The two main activity types are
discovery and design.
The functional rule definition for a system was
given previously and is restated here, "A system is a constraint on variety,
where the constraint identifies and defines the system of
interest."
The construction rule definition for a system is, " A system
is a non-empty set of objects and a non-empty set of relationships
mapped over these objects and their attributes."
Humans tend to use the
concept of a system for two main activities:
---
Discovering, documenting and discussing natural systems (systems not
constructed by man).
--- Designing, documenting and
discussing artificial systems (systems constructed by man).
Johannes
Kepler's laws of planetary motion that describe the behavior of solar system
under the defining constraints of natural physical forces is one example of
using the system concept in the discovery mode.
The Wright brothers are
an example of the application of the system concept used in the design
mode.
These modes of application have different approaches, methods and
techniques.
Mixing these modes may generate a high degree of semantic
conflict.
Have fun,
Joe
On Sun, Jan 29, 2012 at 3:36 AM, Christopher
Spottiswoode <cms@xxxxxxxxxxxxx> wrote:
Joe, Anatoly,
You both make very useful points.
Here I highlight just 2 of them:
AL: > This
ontologizing-in-the-large lead to your need to define not only >
ontology-as-algorithm but also communication protocol between
ontology > components that reside in different nodes.

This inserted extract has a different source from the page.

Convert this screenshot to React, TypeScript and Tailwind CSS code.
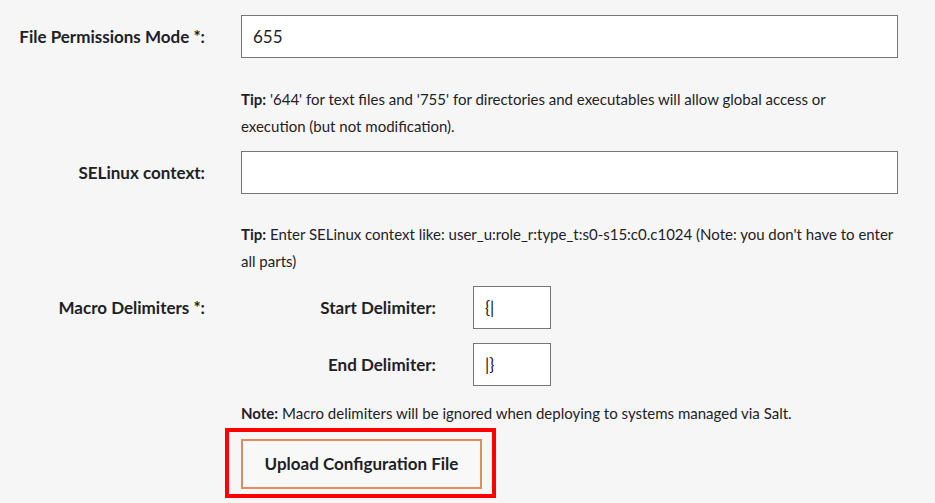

I doubt that
mantra about > "federation" is helpful here. If you have web
programming (that is in > essence programming-in-the-large) you speak
not about "federating" of > web-server, load balancer, database,
web-page generation, ad banner > importing, etc. but have another
engineering approach (while all that > software developed by different
organizations and reside on different > computers).
As I shall
be describing in some detail later, appropriate architecture leads to
good 'Separation of Concerns', hence reliable and flexible application
modularity while also enhancing the various other qualities usually
sought. That is what a properly ontology-based architecture should
of course produce, and "federation" is a good word to describe the result
at the in-the-large level.
In contrast to what I shall be describing,
the conventional web programming you highlight is complication-inducing
rather than complexity-respecting
JS:
> I suggest that the "binding force" or "binding concept"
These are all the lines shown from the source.